DETROIT (AP) -- Tossing and shivering below deck, Hussien Karoub felt ill. In the cold, crowded conditions, sleep came seldom. When it did, it didn't last long: The cries of children and the moans of those even sicker than he was made certain of that.
It was approaching midnight somewhere in the North Atlantic, aboard a vessel carrying the 18-year-old Syrian and many fellow immigrants toward, they hoped, a better life. If nothing else, he knew it had to beat this arduous monthlong odyssey in steerage, enduring conditions that were, in every sense, below those in first and second class.
It would be days before details trickled down about the doomed ship a couple hundred miles away. Above, in his vessel's radio room, came the first distress call from the foundering RMS Titanic: "Require immediate assistance. Come at once. We struck an iceberg. Sinking."
A couple weeks later, Hussien Karoub arrived in the United States even more anonymously than he otherwise might have. Public attention was elsewhere, focused on the Titanic and its tragic end.
That is the story of my grandfather's voyage to America. Or, more likely, it isn't. And that's part of the point.
I am a third-generation Arab-American, and I am on a journey to learn more about the journey of my "jiddo," the Arabic word for grandfather. I am sorting through family stories, passed down, that have a way of changing in the retelling. Folk tales are compelling, but I am trying to anchor my story to facts before the channels to history close entirely, in hopes they might offer insight about how I got here.
My quest mirrors those of so many Arab-Americans. They're looking back and trying to unearth their stories, separating myth from truth and -- just as important -- hoping to show their neighbors that, in the story of America, they are not a "them" but an "us."
Maybe the Titanic tale is true. It's remotely possible, since Hussien Karoub came to the United States in the same year, 1912. My family hasn't confirmed that through records, but by anecdotes like a radio interview from the early 1960s, when he said he came to Detroit in 1915 to make cars after spending three years making hats in Danbury, Conn.
For many Arabs, a version of the story is true. U.S.-bound Middle Easterners were on the Titanic and other ships traversing the Atlantic. In lower Manhattan, an already thriving Syrian community awaited and would be instrumental in identifying and memorializing the dead and helping survivors meet the new world.

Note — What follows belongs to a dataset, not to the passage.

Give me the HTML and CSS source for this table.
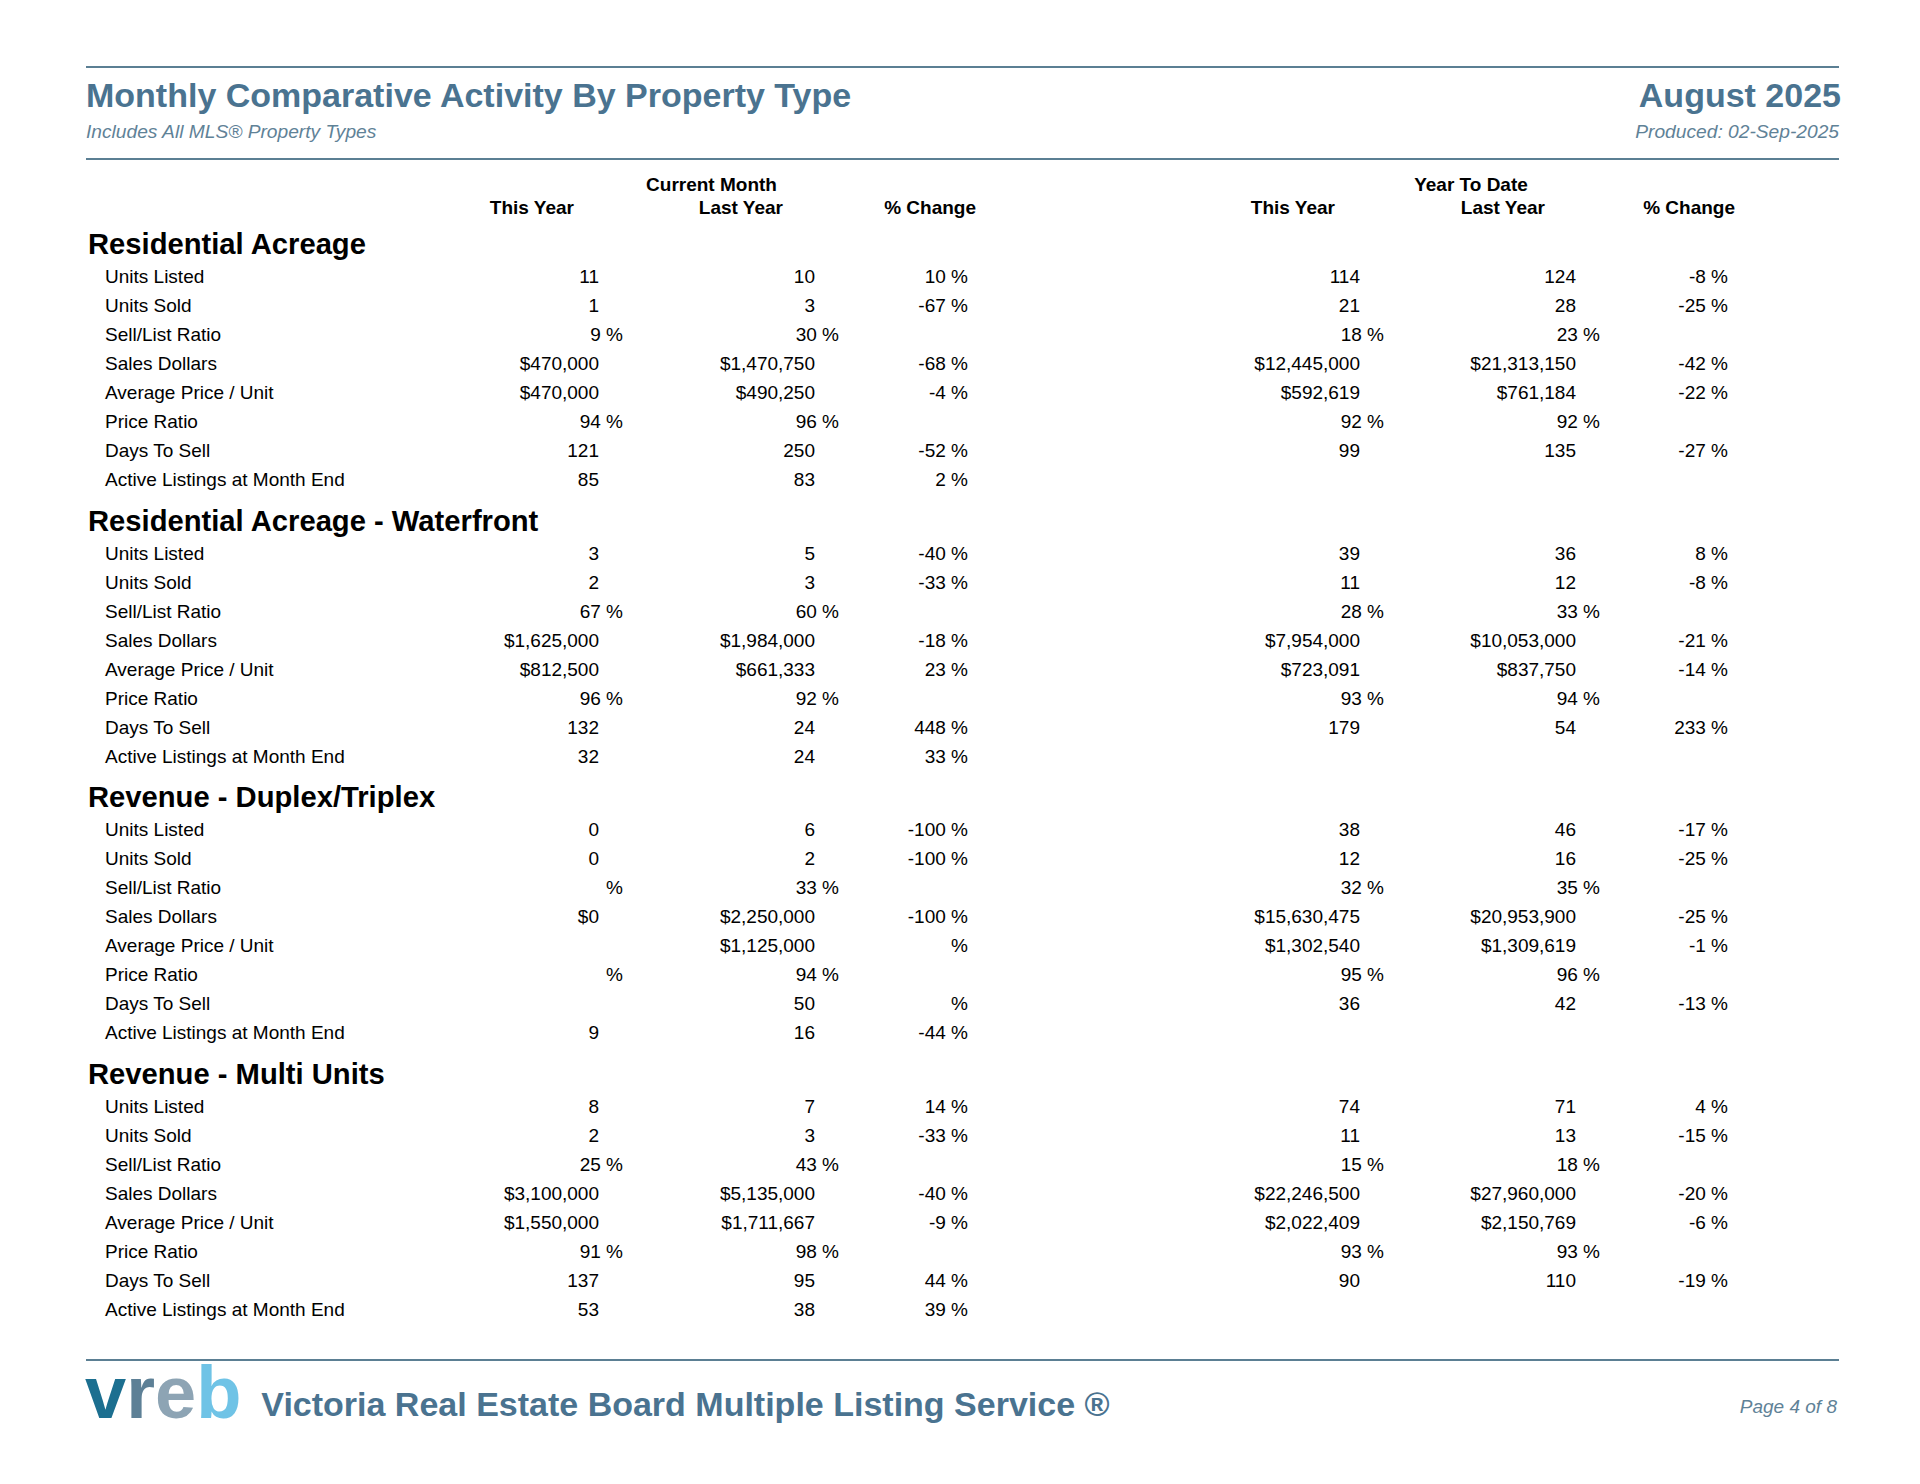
FILE: index.html
```html
<!DOCTYPE html>
<html lang="en">
<head>
<meta charset="utf-8">
<title>Monthly Comparative Activity By Property Type</title>
<link rel="stylesheet" href="styles.css">
</head>
<body>
<div class="page">
  <header class="report-head">
    <div class="head-row">
      <h1 class="title">Monthly Comparative Activity By Property Type</h1>
      <div class="title right">August 2025</div>
    </div>
    <div class="head-row">
      <div class="sub">Includes All MLS® Property Types</div>
      <div class="sub">Produced: 02-Sep-2025</div>
    </div>
  </header>

  <div class="colhead">
    <div class="row h1">
      <div></div><div></div><div class="grp cm">Current Month</div><div></div><div></div><div class="grp ytd">Year To Date</div><div></div><div></div>
    </div>
    <div class="row h2">
      <div></div>
      <div class="hc c1">This Year</div>
      <div class="hc c2">Last Year</div>
      <div class="hc c3">% Change</div>
      <div class="hc c4">This Year</div>
      <div class="hc c5">Last Year</div>
      <div class="hc c6">% Change</div>
      <div></div>
    </div>
  </div>

  <section class="sect">
    <h2 class="sect-title">Residential Acreage</h2>
    <div class="row"><div class="lbl">Units Listed</div><div class="v">11</div><div class="v">10</div><div class="v">10 %</div><div class="v">114</div><div class="v">124</div><div class="v">-8 %</div><div></div></div>
    <div class="row"><div class="lbl">Units Sold</div><div class="v">1</div><div class="v">3</div><div class="v">-67 %</div><div class="v">21</div><div class="v">28</div><div class="v">-25 %</div><div></div></div>
    <div class="row"><div class="lbl">Sell/List Ratio</div><div class="v pr">9 %</div><div class="v pr">30 %</div><div class="v"></div><div class="v pr">18 %</div><div class="v pr">23 %</div><div class="v"></div><div></div></div>
    <div class="row"><div class="lbl">Sales Dollars</div><div class="v">$470,000</div><div class="v">$1,470,750</div><div class="v">-68 %</div><div class="v">$12,445,000</div><div class="v">$21,313,150</div><div class="v">-42 %</div><div></div></div>
    <div class="row"><div class="lbl">Average Price / Unit</div><div class="v">$470,000</div><div class="v">$490,250</div><div class="v">-4 %</div><div class="v">$592,619</div><div class="v">$761,184</div><div class="v">-22 %</div><div></div></div>
    <div class="row"><div class="lbl">Price Ratio</div><div class="v pr">94 %</div><div class="v pr">96 %</div><div class="v"></div><div class="v pr">92 %</div><div class="v pr">92 %</div><div class="v"></div><div></div></div>
    <div class="row"><div class="lbl">Days To Sell</div><div class="v">121</div><div class="v">250</div><div class="v">-52 %</div><div class="v">99</div><div class="v">135</div><div class="v">-27 %</div><div></div></div>
    <div class="row"><div class="lbl">Active Listings at Month End</div><div class="v">85</div><div class="v">83</div><div class="v">2 %</div><div class="v"></div><div class="v"></div><div class="v"></div><div></div></div>
  </section>

  <section class="sect">
    <h2 class="sect-title">Residential Acreage - Waterfront</h2>
    <div class="row"><div class="lbl">Units Listed</div><div class="v">3</div><div class="v">5</div><div class="v">-40 %</div><div class="v">39</div><div class="v">36</div><div class="v">8 %</div><div></div></div>
    <div class="row"><div class="lbl">Units Sold</div><div class="v">2</div><div class="v">3</div><div class="v">-33 %</div><div class="v">11</div><div class="v">12</div><div class="v">-8 %</div><div></div></div>
    <div class="row"><div class="lbl">Sell/List Ratio</div><div class="v pr">67 %</div><div class="v pr">60 %</div><div class="v"></div><div class="v pr">28 %</div><div class="v pr">33 %</div><div class="v"></div><div></div></div>
    <div class="row"><div class="lbl">Sales Dollars</div><div class="v">$1,625,000</div><div class="v">$1,984,000</div><div class="v">-18 %</div><div class="v">$7,954,000</div><div class="v">$10,053,000</div><div class="v">-21 %</div><div></div></div>
    <div class="row"><div class="lbl">Average Price / Unit</div><div class="v">$812,500</div><div class="v">$661,333</div><div class="v">23 %</div><div class="v">$723,091</div><div class="v">$837,750</div><div class="v">-14 %</div><div></div></div>
    <div class="row"><div class="lbl">Price Ratio</div><div class="v pr">96 %</div><div class="v pr">92 %</div><div class="v"></div><div class="v pr">93 %</div><div class="v pr">94 %</div><div class="v"></div><div></div></div>
    <div class="row"><div class="lbl">Days To Sell</div><div class="v">132</div><div class="v">24</div><div class="v">448 %</div><div class="v">179</div><div class="v">54</div><div class="v">233 %</div><div></div></div>
    <div class="row"><div class="lbl">Active Listings at Month End</div><div class="v">32</div><div class="v">24</div><div class="v">33 %</div><div class="v"></div><div class="v"></div><div class="v"></div><div></div></div>
  </section>

  <section class="sect">
    <h2 class="sect-title">Revenue - Duplex/Triplex</h2>
    <div class="row"><div class="lbl">Units Listed</div><div class="v">0</div><div class="v">6</div><div class="v">-100 %</div><div class="v">38</div><div class="v">46</div><div class="v">-17 %</div><div></div></div>
    <div class="row"><div class="lbl">Units Sold</div><div class="v">0</div><div class="v">2</div><div class="v">-100 %</div><div class="v">12</div><div class="v">16</div><div class="v">-25 %</div><div></div></div>
    <div class="row"><div class="lbl">Sell/List Ratio</div><div class="v pr">%</div><div class="v pr">33 %</div><div class="v"></div><div class="v pr">32 %</div><div class="v pr">35 %</div><div class="v"></div><div></div></div>
    <div class="row"><div class="lbl">Sales Dollars</div><div class="v">$0</div><div class="v">$2,250,000</div><div class="v">-100 %</div><div class="v">$15,630,475</div><div class="v">$20,953,900</div><div class="v">-25 %</div><div></div></div>
    <div class="row"><div class="lbl">Average Price / Unit</div><div class="v"></div><div class="v">$1,125,000</div><div class="v">%</div><div class="v">$1,302,540</div><div class="v">$1,309,619</div><div class="v">-1 %</div><div></div></div>
    <div class="row"><div class="lbl">Price Ratio</div><div class="v pr">%</div><div class="v pr">94 %</div><div class="v"></div><div class="v pr">95 %</div><div class="v pr">96 %</div><div class="v"></div><div></div></div>
    <div class="row"><div class="lbl">Days To Sell</div><div class="v"></div><div class="v">50</div><div class="v">%</div><div class="v">36</div><div class="v">42</div><div class="v">-13 %</div><div></div></div>
    <div class="row"><div class="lbl">Active Listings at Month End</div><div class="v">9</div><div class="v">16</div><div class="v">-44 %</div><div class="v"></div><div class="v"></div><div class="v"></div><div></div></div>
  </section>

  <section class="sect">
    <h2 class="sect-title">Revenue - Multi Units</h2>
    <div class="row"><div class="lbl">Units Listed</div><div class="v">8</div><div class="v">7</div><div class="v">14 %</div><div class="v">74</div><div class="v">71</div><div class="v">4 %</div><div></div></div>
    <div class="row"><div class="lbl">Units Sold</div><div class="v">2</div><div class="v">3</div><div class="v">-33 %</div><div class="v">11</div><div class="v">13</div><div class="v">-15 %</div><div></div></div>
    <div class="row"><div class="lbl">Sell/List Ratio</div><div class="v pr">25 %</div><div class="v pr">43 %</div><div class="v"></div><div class="v pr">15 %</div><div class="v pr">18 %</div><div class="v"></div><div></div></div>
    <div class="row"><div class="lbl">Sales Dollars</div><div class="v">$3,100,000</div><div class="v">$5,135,000</div><div class="v">-40 %</div><div class="v">$22,246,500</div><div class="v">$27,960,000</div><div class="v">-20 %</div><div></div></div>
    <div class="row"><div class="lbl">Average Price / Unit</div><div class="v">$1,550,000</div><div class="v">$1,711,667</div><div class="v">-9 %</div><div class="v">$2,022,409</div><div class="v">$2,150,769</div><div class="v">-6 %</div><div></div></div>
    <div class="row"><div class="lbl">Price Ratio</div><div class="v pr">91 %</div><div class="v pr">98 %</div><div class="v"></div><div class="v pr">93 %</div><div class="v pr">93 %</div><div class="v"></div><div></div></div>
    <div class="row"><div class="lbl">Days To Sell</div><div class="v">137</div><div class="v">95</div><div class="v">44 %</div><div class="v">90</div><div class="v">110</div><div class="v">-19 %</div><div></div></div>
    <div class="row"><div class="lbl">Active Listings at Month End</div><div class="v">53</div><div class="v">38</div><div class="v">39 %</div><div class="v"></div><div class="v"></div><div class="v"></div><div></div></div>
  </section>

  <footer class="foot">
    <div class="logo"><span class="lv">v</span><span class="lr">r</span><span class="le">e</span><span class="lb">b</span></div>
    <div class="foot-text">Victoria Real Estate Board Multiple Listing Service ®</div>
    <div class="page-no">Page 4 of 8</div>
  </footer>
</div>
</body>
</html>
```

FILE: styles.css
```css
* { box-sizing: border-box; }
html, body { margin: 0; padding: 0; background: #fff; }
body {
  font-family: "Liberation Sans", Arial, sans-serif;
  color: #000;
}
.page {
  width: 1920px;
  padding: 66px 81px 0 86px;
}
.report-head {
  border-top: 2px solid #5b7f93;
  border-bottom: 2px solid #5b7f93;
  padding: 8px 0 15px;
}
.head-row {
  display: flex;
  justify-content: space-between;
  align-items: flex-start;
}
.title {
  margin: 0;
  font-size: 34px;
  line-height: 38px;
  font-weight: bold;
  color: #4a7390;
}
.title.right { margin-right: -2px; }
.sub {
  margin-top: 7px;
  font-size: 19.2px;
  line-height: 22px;
  font-style: italic;
  color: #5f8297;
}
.row {
  display: grid;
  grid-template-columns: 354px 159px 216px 153px 392px 216px 152px 1fr;
  height: 29px;
  line-height: 29px;
  font-size: 19px;
  white-space: nowrap;
}
.colhead { margin-top: 13px; }
.colhead .row { font-weight: bold; }
.colhead .h1 { height: 23px; line-height: 23px; }
.colhead .h2 { height: 22px; line-height: 23px; }
.grp { text-align: center; }
.grp.cm { padding-left: 9px; }
.grp.ytd { padding-left: 6px; }
.hc { text-align: right; }
.hc.c1 { padding-right: 25px; }
.hc.c2 { padding-right: 32px; }
.hc.c3 { margin-right: -8px; }
.hc.c4 { padding-right: 25px; }
.hc.c5 { padding-right: 31px; }
.hc.c6 { margin-right: -7px; }
.sect { padding-bottom: 0.6px; }
.sect-title {
  margin: 9px 0 1px;
  font-size: 29.2px;
  line-height: 34px;
  font-weight: bold;
  padding-left: 2px;
}
.lbl { padding-left: 19px; }
.v { text-align: right; }
.v.pr { margin-right: -24px; }
.foot {
  margin-top: 35px;
  border-top: 2px solid #5b7f93;
  display: flex;
  align-items: flex-start;
}
.logo {
  margin-top: 2px;
  margin-left: -1px;
  font-size: 74px;
  line-height: 60px;
  letter-spacing: 0;
  font-weight: bold;
  font-family: "Liberation Sans", Arial, sans-serif;
}
.lv { color: #1c6f90; }
.lr { color: #5d8096; }
.le { color: #8da4b4; }
.lb { color: #6fc3e6; }
.foot-text {
  margin-left: 20px;
  margin-top: 23px;
  font-size: 34px;
  line-height: 40px;
  font-weight: bold;
  color: #4a7390;
}
.page-no {
  margin-left: auto;
  margin-right: 2px;
  margin-top: 35px;
  font-size: 19px;
  line-height: 22px;
  font-style: italic;
  color: #5f8297;
}
```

"I always tell people who ask that Jiddo's ship crossed paths with the Titanic on the way over from Syria," my cousin Carl, the family's historian, tells me. "The wake from the Titanic nearly capsized his tiny ferry and he cursed the Titanic."
He has no proof, of course. In only a century, the truth blurs in a genealogical game of telephone. Yet why not hitch our tale to that of a great American epic? It's not that big of a stretch. Americans -- most Americans, even -- have done that since the very beginning.
But I want more than stories.
"Who's 'Aszim'?" the voice over the phone asks me. It's Diane Hassan, a researcher from the Danbury Museum & Historical Society. Hassan finds a record saying Aszim was born in Danbury in 1913, which brings us closer to confirming the timeframe of my grandfather's arrival in Danbury. This was my father's first cousin, known to my family by his American name, Jimmy. He was the son of Mohammed, my grandfather's brother.
I've sought Hassan's help because I've hit a brick wall. Ellis Island, the entry point for millions of immigrants, contains records of my grandfather coming in 1920 aboard the Kroonland with his wife, Miriam, and their young son Allie. That was Hussien Karoub's second U.S. arrival, but there is no record in Ellis Island's archive of his inaugural voyage as a single man some eight years earlier.
A short boat ride away, they're asking the same kinds of questions on a much larger scale. A group of New Yorkers have worked with curators from the Arab American National Museum in the Detroit suburb of Dearborn on a new traveling exhibit that documents what had been one of the earliest settlements of Arabs in America.
It's not lost on them that the Little Syria neighborhood in lower Manhattan would become the site of the World Trade Center -- the towers whose destruction a decade ago put many of Middle Eastern descent under intense scrutiny and suspicion.